■ **Directive**: Return only the number of lines holding the word "components".

== Supplied material ==

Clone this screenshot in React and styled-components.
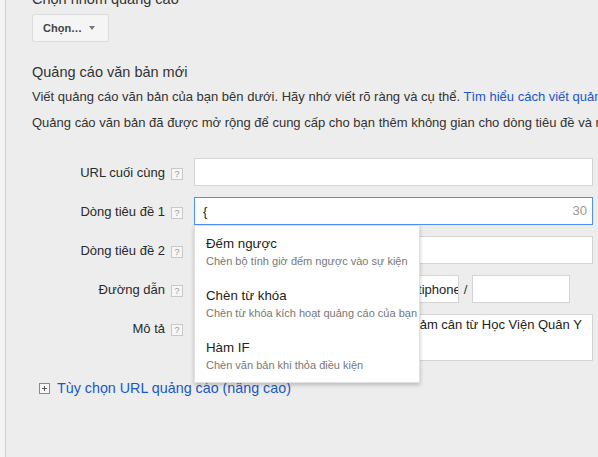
import styled, { createGlobalStyle } from "styled-components";

const GlobalStyle = createGlobalStyle`
  html, body {
    margin: 0;
    padding: 0;
  }
  body {
    width: 598px;
    height: 457px;
    overflow: hidden;
    background: #f4f4f4;
    font-family: "Liberation Sans", Arial, sans-serif;
    font-size: 13px;
    color: #333;
  }
`;

const Page = styled.div`
  display: flex;
  height: 457px;
  padding-left: 5px;
  box-sizing: border-box;
`;

const Panel = styled.div`
  flex: 1;
  min-width: 0;
  background: #ededed;
  border-left: 1px solid #d0d0d0;
  padding-left: 26px;
  overflow: hidden;
  white-space: nowrap;
`;

const Heading = styled.div`
  font-size: 14.5px;
  line-height: 18px;
  color: #333;
  margin-top: ${(props) => props.mt || 0}px;
  margin-bottom: ${(props) => props.mb || 0}px;
`;

const SelectButton = styled.button`
  display: inline-flex;
  align-items: center;
  gap: 7px;
  margin-top: 6px;
  height: 28px;
  padding: 0 13px 0 10px;
  background: #f5f5f5;
  border: 1px solid #dcdcdc;
  border-radius: 2px;
  font-family: "Liberation Sans", Arial, sans-serif;
  font-size: 11px;
  font-weight: bold;
  color: #444;
`;

const Caret = styled.span`
  width: 0;
  height: 0;
  border-left: 3.5px solid transparent;
  border-right: 3.5px solid transparent;
  border-top: 4px solid #777;
`;

const Para = styled.p`
  margin: 0;
  font-size: 13px;
  line-height: 26px;
  color: #333;
`;

const Link = styled.span`
  color: #1a56cc;
`;

const Form = styled.div`
  display: flex;
  flex-direction: column;
  gap: 11px;
  margin-top: 22px;
`;

const Row = styled.div`
  display: flex;
  align-items: ${(props) => (props.top ? "flex-start" : "center")};
`;

const LabelCell = styled.div`
  width: 151px;
  height: 28px;
  margin-right: 11px;
  display: flex;
  justify-content: flex-end;
  align-items: center;
  gap: 6px;
  flex-shrink: 0;
`;

const Label = styled.span`
  font-size: 13px;
  color: #2a2a2a;
`;

const Help = styled.span`
  box-sizing: border-box;
  width: 12px;
  height: 12px;
  margin-top: 3px;
  border: 1px solid #c8c8c8;
  background: #f6f6f6;
  color: #999;
  font-size: 9px;
  line-height: 10px;
  text-align: center;
`;

const Field = styled.div`
  position: relative;
  width: 399px;
  flex-shrink: 0;
  display: flex;
  align-items: center;
  gap: 5px;
`;

const TextInput = styled.input`
  box-sizing: border-box;
  width: ${(props) => props.w || "100%"};
  height: 28px;
  margin: 0;
  padding: 0 ${(props) => props.pr ?? 8}px 0 ${(props) => props.pl ?? 8}px;
  border: 1px solid ${(props) => (props.focused ? "#4d90fe" : "#d4d4d4")};
  background: #fff;
  font-family: "Liberation Sans", Arial, sans-serif;
  font-size: 13px;
  color: #222;
  outline: none;
  flex-shrink: 0;
`;

const Counter = styled.span`
  position: absolute;
  right: 6px;
  top: 0;
  line-height: 28px;
  font-size: 13px;
  color: #999;
`;

const Domain = styled.span`
  width: 153px;
  flex-shrink: 0;
  overflow: hidden;
  color: #333;
`;

const Slash = styled.span`
  color: #333;
`;

const TextArea = styled.textarea`
  box-sizing: border-box;
  width: 100%;
  height: 47px;
  margin: 0;
  padding: 2px 8px 2px 5px;
  border: 1px solid #d4d4d4;
  background: #fff;
  resize: none;
  overflow: hidden;
  white-space: pre;
  font-family: "Liberation Sans", Arial, sans-serif;
  font-size: 13px;
  line-height: 15px;
  color: #222;
  outline: none;
`;

const Menu = styled.div`
  position: absolute;
  top: 100%;
  left: 0;
  z-index: 10;
  width: 226px;
  box-sizing: border-box;
  background: #fff;
  border: 1px solid rgba(0, 0, 0, 0.12);
  box-shadow: 0 2px 4px rgba(0, 0, 0, 0.22);
`;

const MenuItem = styled.div`
  padding: 9px 11px;
`;

const MenuTitle = styled.div`
  font-size: 13.3px;
  line-height: 18px;
  color: #222;
`;

const MenuHint = styled.div`
  font-size: 11px;
  line-height: 16px;
  color: #777;
`;

const Advanced = styled.div`
  display: flex;
  align-items: center;
  gap: 7px;
  margin: 18px 0 0 7px;
  font-size: 14.3px;
  line-height: 18px;
  color: #1a56cc;
`;

const PlusIcon = () => (
  <svg width="11" height="11" viewBox="0 0 11 11">
    <rect x="0.5" y="0.5" width="10" height="10" fill="#f7f7f7" stroke="#8a8a8a" />
    <path d="M3 5.5h5M5.5 3v5" stroke="#555" strokeWidth="1" />
  </svg>
);

const menuItems = [
  { title: "Đếm ngược", hint: "Chèn bộ tính giờ đếm ngược vào sự kiện" },
  { title: "Chèn từ khóa", hint: "Chèn từ khóa kích hoạt quảng cáo của bạn" },
  { title: "Hàm IF", hint: "Chèn văn bản khi thỏa điều kiện" },
];

const FormLabel = ({ children }) => (
  <LabelCell>
    <Label>{children}</Label>
    <Help>?</Help>
  </LabelCell>
);

export default function App() {
  return (
    <>
      <GlobalStyle />
      <Page>
        <Panel>
          <Heading mt={-10}>Chọn nhóm quảng cáo</Heading>
          <SelectButton>
            Chọn… <Caret />
          </SelectButton>

          <Heading mt={21} mb={3}>
            Quảng cáo văn bản mới
          </Heading>
          <Para>
            Viết quảng cáo văn bản của bạn bên dưới. Hãy nhớ viết rõ ràng và cụ thể.{" "}
            <Link>Tìm hiểu cách viết quảng cáo văn bản hiệu quả</Link>
          </Para>
          <Para>
            Quảng cáo văn bản đã được mở rộng để cung cấp cho bạn thêm không gian cho dòng
            tiêu đề và mô tả.
          </Para>

          <Form>
            <Row>
              <FormLabel>URL cuối cùng</FormLabel>
              <Field>
                <TextInput readOnly value="" />
              </Field>
            </Row>
            <Row>
              <FormLabel>Dòng tiêu đề 1</FormLabel>
              <Field>
                <TextInput readOnly focused value="{" />
                <Counter>30</Counter>
                <Menu>
                  {menuItems.map((item) => (
                    <MenuItem key={item.title}>
                      <MenuTitle>{item.title}</MenuTitle>
                      <MenuHint>{item.hint}</MenuHint>
                    </MenuItem>
                  ))}
                </Menu>
              </Field>
            </Row>
            <Row>
              <FormLabel>Dòng tiêu đề 2</FormLabel>
              <Field>
                <TextInput readOnly value="" />
              </Field>
            </Row>
            <Row>
              <FormLabel>Đường dẫn</FormLabel>
              <Field>
                <Domain>www.hocvienquany.vn</Domain>
                <Slash>/</Slash>
                <TextInput readOnly w="98px" pl={3} pr={0} value="giamcan-tiphone-x" />
                <Slash>/</Slash>
                <TextInput readOnly w="98px" value="" />
              </Field>
            </Row>
            <Row top>
              <FormLabel>Mô tả</FormLabel>
              <Field>
                <TextArea
                  readOnly
                  wrap="off"
                  value="Thuốc giảm cân an toàn. Sản phẩm giảm cân từ Học Viện Quân Y"
                />
              </Field>
            </Row>
          </Form>

          <Advanced>
            <PlusIcon />
            Tùy chọn URL quảng cáo (nâng cao)
          </Advanced>
        </Panel>
      </Page>
    </>
  );
}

===

■ **Answer below**: 2